• **Data for processing**:
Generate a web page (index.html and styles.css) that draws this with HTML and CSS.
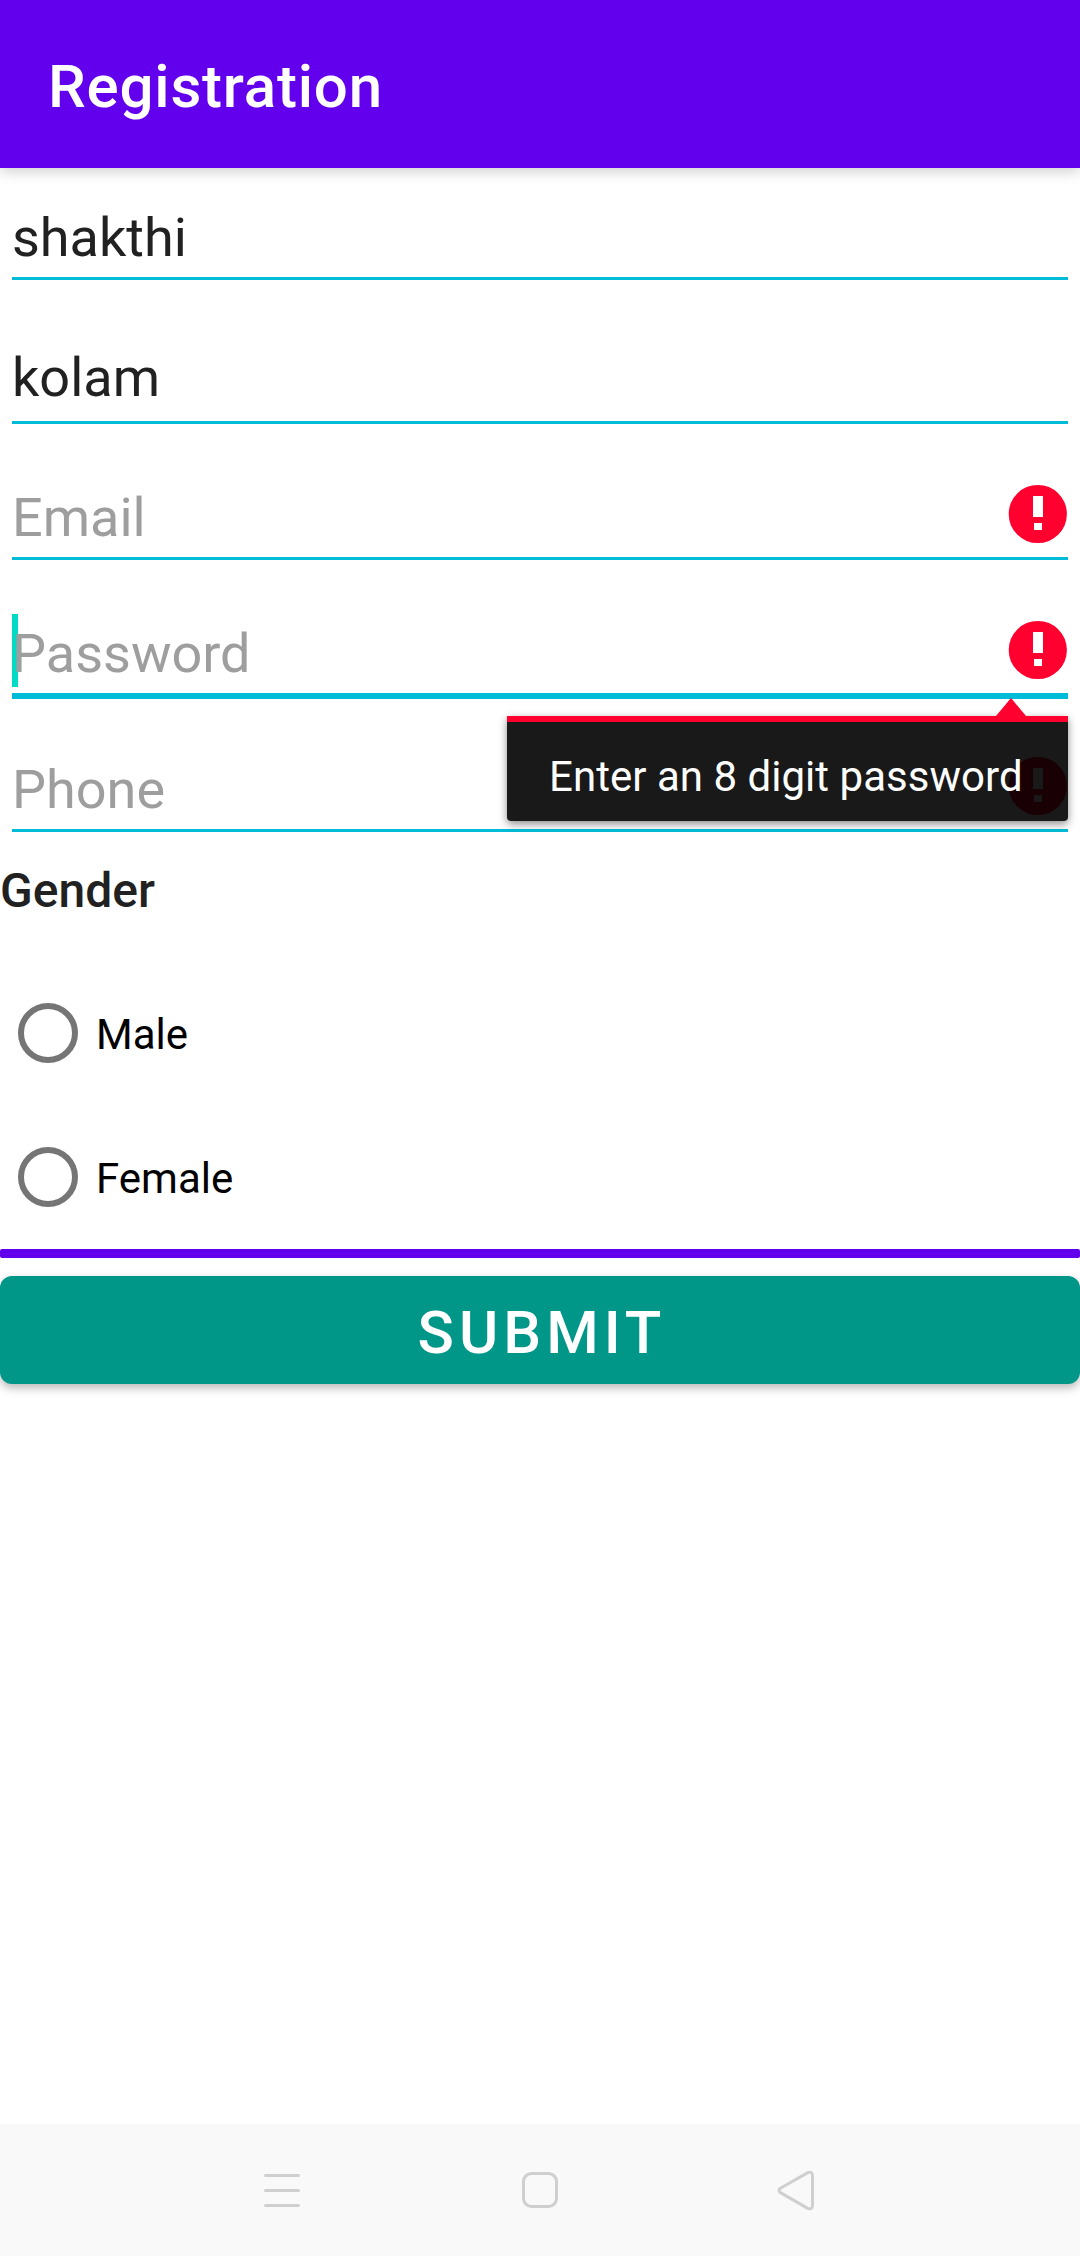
FILE: index.html
```html
<!DOCTYPE html>
<html lang="en">
<head>
<meta charset="utf-8">
<title>Registration</title>
<link rel="stylesheet" href="styles.css">
</head>
<body>
<svg class="defs" aria-hidden="true">
  <symbol id="error" viewBox="0 0 60 60">
    <circle cx="29.8" cy="30" r="29.1" fill="#ff002f"/>
    <path d="M25 12h10v21H25zM26 39h8v7h-8z" fill="#fff"/>
  </symbol>
</svg>
<div class="screen">
  <header class="app-bar"><h1 class="title">Registration</h1></header>
  <main class="form">
    <div class="field first-name"><span class="value">shakthi</span></div>
    <div class="field last-name"><span class="value">kolam</span></div>
    <div class="field"><span class="hint">Email</span><svg class="error-icon"><use href="#error"/></svg></div>
    <div class="field focused">
      <i class="cursor"></i>
      <span class="hint">Password</span><svg class="error-icon"><use href="#error"/></svg>
      <div class="popup">
        <svg class="arrow" viewBox="0 0 30 18"><path d="M15 0L30 18H0z" fill="#ff002f"/></svg>
        <span class="popup-text">Enter an 8 digit password</span>
      </div>
    </div>
    <div class="field"><span class="hint">Phone</span><svg class="error-icon"><use href="#error"/></svg></div>
    <h2 class="group-label">Gender</h2>
    <div class="radios">
      <label class="radio"><i class="ring"></i><span>Male</span></label>
      <label class="radio"><i class="ring"></i><span>Female</span></label>
    </div>
    <div class="divider"></div>
    <button class="submit">SUBMIT</button>
  </main>
  <nav class="nav-bar">
    <svg class="nav-icon" viewBox="0 0 44 44"><path d="M5.500 7.500h33M5.500 22.500h33M5.500 37.500h33"/></svg>
    <svg class="nav-icon" viewBox="0 0 44 44"><rect x="5.500" y="5.500" width="33" height="33" rx="8"/></svg>
    <svg class="nav-icon" viewBox="0 0 44 44"><path d="M31.800 4.600L4.400 20.200Q1.600 22.400 4.400 24.600L31.800 40.400Q36.500 42 36.500 37V8Q36.500 3 31.800 4.600z"/></svg>
  </nav>
</div>
</body>
</html>
```
FILE: styles.css
```css
* { box-sizing: border-box; }
body { margin: 0; background: #fff; font-family: Roboto, sans-serif; }
.defs { position: absolute; width: 0; height: 0; }
.screen { display: flex; flex-direction: column; height: 2256px; }
.app-bar {
  display: flex;
  align-items: center;
  height: 168px;
  padding: 6px 48px 0;
  background: #6200ee;
  box-shadow: 0 4px 12px rgba(0, 0, 0, .18);
}
.title { margin: 0; color: #fff; font-size: 60px; line-height: 70px; font-weight: 500; letter-spacing: .8px; }
.form { flex: 1; display: flex; flex-direction: column; }
.field {
  position: relative;
  display: flex;
  align-items: flex-end;
  justify-content: space-between;
  height: 136px;
  margin: 0 12px;
  border-bottom: 3px solid #00bcd7;
  font-size: 54px;
  line-height: 64px;
}
.first-name { height: 112px; padding-bottom: 7px; }
.last-name { height: 144px; padding-bottom: 11px; }
.field .value { color: #212121; }
.field .hint { padding-bottom: 7px; color: #9e9e9e; }
.error-icon { width: 60px; height: 60px; margin-bottom: 13px; }
.focused { height: 139px; margin-bottom: -3px; border-bottom-width: 6px; }
.cursor { position: absolute; left: 0; top: 54px; width: 6px; height: 73px; background: #03dac5; }
.focused .hint { position: relative; }
.popup {
  position: absolute;
  z-index: 2;
  top: 156px;
  right: 0;
  width: 561px;
  height: 105px;
  padding: 30px 0 0 42px;
  border-top: 6px solid #ff002f;
  border-radius: 0 0 4px 4px;
  background: rgba(0, 0, 0, .9);
  background-clip: padding-box;
  box-shadow: 0 3px 8px rgba(0, 0, 0, .45);
  color: #fff;
  font-size: 42px;
  line-height: 50px;
  letter-spacing: .03px;
  white-space: nowrap;
}
.arrow { position: absolute; top: -24px; right: 42px; width: 30px; height: 18px; }
.group-label { margin: 27px 0 0; color: #212121; font-size: 48px; line-height: 64px; font-weight: 500; }
.radios { display: flex; flex-direction: column; margin-top: 38px; }
.radio { display: flex; align-items: center; gap: 18px; height: 144px; padding-left: 18px; font-size: 42px; line-height: 50px; color: #000; }
.radio span { padding-top: 3px; }
.ring { width: 60px; height: 60px; border: 6px solid #757575; border-radius: 50%; }
.divider { height: 9px; border-radius: 2px; background: #6200ee; }
.submit {
  height: 108px;
  margin-top: 18px;
  padding: 5px 0 0 4px;
  border: 0;
  border-radius: 12px;
  background: #009688;
  box-shadow: 0 4px 10px rgba(0, 0, 0, .28);
  color: #fff;
  font: 500 60px/70px Roboto, sans-serif;
  letter-spacing: 5.05px;
}
.nav-bar { display: flex; justify-content: center; align-items: center; gap: 214px; height: 132px; background: #f9f9f9; }
.nav-icon { width: 44px; height: 44px; fill: none; stroke: #cfcfcf; stroke-width: 3; stroke-linejoin: round; stroke-linecap: round; }
```
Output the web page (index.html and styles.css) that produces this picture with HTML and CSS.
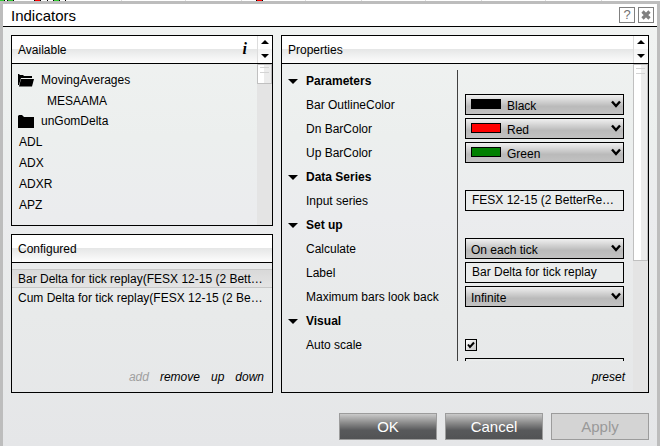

• **Exercise prompt**: Search the records for the string "with" and return every line in which it occurs.

• **Expected output**:
Generate a web page (index.html and styles.css) that draws this with HTML and CSS.
Output the web page (index.html and styles.css) that produces this picture with HTML and CSS.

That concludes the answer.